Du coup, plus d’un millier de palestiniens sont expulsés ou « déplacés » – cette expression horrible qui cache mal la tragédie que vivent les gens. Basel est un homme d’images ; un jeune de son temps qui s’accapare un outil – les réseaux sociaux- que lui offre la modernité pour défendre sa cause symbolisée par la terre. Avec les mots en vogue c’est un « youtubeur » ; un influenceur.
Il filme la destruction progressive des villages de sa terre natale, dont les soldats israéliens démolissent les maisons et expulsent les habitants. Il filme surtout les gens ; sa famille ; ses voisins, les moments de confrontation. Sa caméra face au bulldozer. Tout un symbole.
Car les démolitions ne parviennent pas à « démolir » la volonté. Les images du film disent cette résistance : on démolit les maisons, les écoles…les habitants reconstruisent de nuit dans la clandestinité…ou se réfugient dans les grottes qu’ils transforment en lieu de vie. Opposant l’espoir, la joie de vivre à la machine destructrice.
Les mères magnifiques s’occupent de la famille, des animaux domestiques (un plan rapide mais éloquent du chaton à qui une maman donne à boire au sein de la grotte familiale !), et participent aux manifestations.
La meilleure résistance que les images captent avec empathie est illustrée par la joie de vivre et d’apprendre qui émane des enfants : ils sont beaux, avec de grands yeux qui sont, à eux seuls, la promesse d’un autre avenir. D’une utopie.

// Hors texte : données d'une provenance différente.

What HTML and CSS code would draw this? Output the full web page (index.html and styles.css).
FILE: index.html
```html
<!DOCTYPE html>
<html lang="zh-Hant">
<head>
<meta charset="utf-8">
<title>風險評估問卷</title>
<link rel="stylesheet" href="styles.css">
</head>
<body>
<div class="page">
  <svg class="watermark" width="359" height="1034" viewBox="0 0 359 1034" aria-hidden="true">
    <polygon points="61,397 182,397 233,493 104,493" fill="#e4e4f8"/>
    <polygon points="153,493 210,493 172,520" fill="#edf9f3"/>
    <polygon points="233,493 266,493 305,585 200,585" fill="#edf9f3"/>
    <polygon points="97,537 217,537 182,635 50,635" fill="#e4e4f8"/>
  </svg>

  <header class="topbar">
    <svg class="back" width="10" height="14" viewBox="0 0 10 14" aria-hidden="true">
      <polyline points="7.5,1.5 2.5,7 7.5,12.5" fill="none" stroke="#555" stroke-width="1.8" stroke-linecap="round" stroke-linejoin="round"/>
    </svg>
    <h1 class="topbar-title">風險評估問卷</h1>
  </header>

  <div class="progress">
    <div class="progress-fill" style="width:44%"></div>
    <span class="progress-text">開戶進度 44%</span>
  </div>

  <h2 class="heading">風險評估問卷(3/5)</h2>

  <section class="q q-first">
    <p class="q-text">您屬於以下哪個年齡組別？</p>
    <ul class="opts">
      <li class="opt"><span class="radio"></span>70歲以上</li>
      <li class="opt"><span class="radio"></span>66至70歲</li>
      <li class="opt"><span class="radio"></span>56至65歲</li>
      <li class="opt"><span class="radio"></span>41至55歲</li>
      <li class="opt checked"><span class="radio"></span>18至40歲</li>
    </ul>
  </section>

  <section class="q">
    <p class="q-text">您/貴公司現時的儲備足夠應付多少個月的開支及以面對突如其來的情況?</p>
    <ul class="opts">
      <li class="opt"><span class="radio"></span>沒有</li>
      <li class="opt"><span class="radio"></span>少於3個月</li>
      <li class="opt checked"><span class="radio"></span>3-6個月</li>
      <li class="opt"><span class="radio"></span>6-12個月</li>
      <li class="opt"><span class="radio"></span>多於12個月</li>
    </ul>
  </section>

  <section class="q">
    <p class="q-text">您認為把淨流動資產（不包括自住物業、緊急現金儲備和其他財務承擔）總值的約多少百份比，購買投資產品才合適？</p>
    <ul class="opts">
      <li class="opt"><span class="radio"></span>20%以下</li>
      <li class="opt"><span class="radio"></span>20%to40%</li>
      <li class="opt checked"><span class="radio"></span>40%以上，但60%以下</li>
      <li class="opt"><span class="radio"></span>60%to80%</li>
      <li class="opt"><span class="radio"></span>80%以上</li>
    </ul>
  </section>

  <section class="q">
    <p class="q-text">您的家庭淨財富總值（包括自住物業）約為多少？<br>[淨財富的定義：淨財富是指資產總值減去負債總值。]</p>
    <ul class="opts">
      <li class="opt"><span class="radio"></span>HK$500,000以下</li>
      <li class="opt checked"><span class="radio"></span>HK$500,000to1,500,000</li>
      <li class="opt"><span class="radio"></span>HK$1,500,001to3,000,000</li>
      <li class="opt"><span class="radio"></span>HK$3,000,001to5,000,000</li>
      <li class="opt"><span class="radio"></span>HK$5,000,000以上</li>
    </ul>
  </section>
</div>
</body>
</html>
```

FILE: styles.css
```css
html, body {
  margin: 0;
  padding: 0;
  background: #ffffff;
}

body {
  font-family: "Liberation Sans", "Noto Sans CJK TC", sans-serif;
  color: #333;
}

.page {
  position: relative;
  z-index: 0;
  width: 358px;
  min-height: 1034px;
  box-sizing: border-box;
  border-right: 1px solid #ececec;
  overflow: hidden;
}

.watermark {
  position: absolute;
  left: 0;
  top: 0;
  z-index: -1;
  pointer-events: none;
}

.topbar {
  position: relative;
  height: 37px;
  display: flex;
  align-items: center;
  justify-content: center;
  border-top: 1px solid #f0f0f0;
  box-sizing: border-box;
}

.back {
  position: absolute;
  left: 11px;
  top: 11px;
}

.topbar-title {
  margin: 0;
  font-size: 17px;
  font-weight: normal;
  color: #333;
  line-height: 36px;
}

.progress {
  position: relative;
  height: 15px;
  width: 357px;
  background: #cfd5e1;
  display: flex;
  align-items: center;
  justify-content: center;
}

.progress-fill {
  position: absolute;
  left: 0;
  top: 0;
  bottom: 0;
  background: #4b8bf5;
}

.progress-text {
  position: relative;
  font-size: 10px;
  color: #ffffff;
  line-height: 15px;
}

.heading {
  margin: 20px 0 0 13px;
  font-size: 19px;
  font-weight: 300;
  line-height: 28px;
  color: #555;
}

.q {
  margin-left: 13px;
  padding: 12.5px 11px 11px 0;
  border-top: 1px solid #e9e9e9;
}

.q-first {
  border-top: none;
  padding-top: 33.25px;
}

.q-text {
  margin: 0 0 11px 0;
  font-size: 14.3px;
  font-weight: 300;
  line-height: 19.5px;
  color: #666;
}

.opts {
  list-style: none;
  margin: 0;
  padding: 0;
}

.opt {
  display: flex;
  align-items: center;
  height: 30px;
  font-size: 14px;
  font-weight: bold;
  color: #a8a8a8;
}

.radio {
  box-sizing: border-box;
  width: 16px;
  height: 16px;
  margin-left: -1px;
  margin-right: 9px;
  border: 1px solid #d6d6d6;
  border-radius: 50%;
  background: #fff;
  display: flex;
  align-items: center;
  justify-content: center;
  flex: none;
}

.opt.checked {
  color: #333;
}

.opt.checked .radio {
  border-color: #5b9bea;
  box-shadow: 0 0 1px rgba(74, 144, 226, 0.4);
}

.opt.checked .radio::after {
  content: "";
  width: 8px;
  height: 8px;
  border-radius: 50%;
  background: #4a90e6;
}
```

Un autre avenir qui se dessine avec l’amitié qui lie Basel avec Yuval, un journaliste israélien qui l’aide dans son combat, engagé lui-même dans un projet d’opposition à ce que subissent les populations civiles palestiniennes.
Il vient de la ville voisine qui porte le nom israélien de Beer-Shev’a. Son arrivée crée une contradiction porteuse d’interrogations et d’espoir.
Il est chaleureusement accueilli par la famille de Basel (sauf un petit enfant qui refuse de le saluer et se contente de le regarder d’une manière étrange donnant au film un joli moment de tension) et il est bosculé par les soldats.
Mais son malaise est plutôt intérieur. Bizarrement, c’est Basel qui apparaît plus serein que lui. Fataliste certainement. Yuval s’inquiète du nombre limité des réactions à ces textes de dénonciation ; Basel, qui en a vu d’autres lui reproche ce désespoir émanant de son impatience.
Leur échange, leur silence ; leurs rencontres furtives mais profondes dessinent en filigrane la dimension politique du film et expliquent certainement les réactions contrastées qu’il a suscitées.
Les Ultras du sionisme y voient déjà une œuvre antisémite. Hollywood l’a récupéré pour redorer son blason libéral et l’intégrer au système de l’industrie du spectacle mondial qu’elle gère même si l’académie est restée longtemps silencieuse face aux ennuis subis par Basil Adra à son retour chez lui.
Le film dit en effet que l’issue stratégique ne peut être que dans une Palestine historique ouverte à une coexistence de toutes ses communautés. Je le vois notamment à travers un clin d’œil implicite et intelligent au précédent historique que constitue l’Afrique du sud.
Il y a en effet toute une séquence du film qui décrit le système d’apartheid que génère l’occupation avec la distinction de couleurs (jaune versus vert) qui détermine le droit des uns et des autres à circuler : le « vert » des Palestiniens les enferme dans un ghetto et le « jaune » des occupants leur ouvre tout le territoire !
Le film est aussi – et je dirais presque avant tout – une proposition cinématographique, autour de la question du documentaire. D’un point de vue théorique, si je veux l’aborder à partir de la classification établie par Bill Nichols (le théoricien américain du documentaire), je dirai que No Other land s’inscrit dans le mode « réflexif » ; c’est-à-dire que le film se reflète sur lui-même : le cinéaste est à la fois auteur et personnage. L’instance d’énonciation s’observe elle-même en action.
Une confirmation d’une tendance qui caractérise le documentaire contemporain. Au lieu d’aller filmer le lointain (tendance historique du documentaire depuis son fondateur Falherty), on filme le proche ; les sujets de proximité (l’intime, la famille) dans ce sens j’ai envie de parler du documentaire-selfie : le sujet historique passe d’abord par le regard du sujet individuel.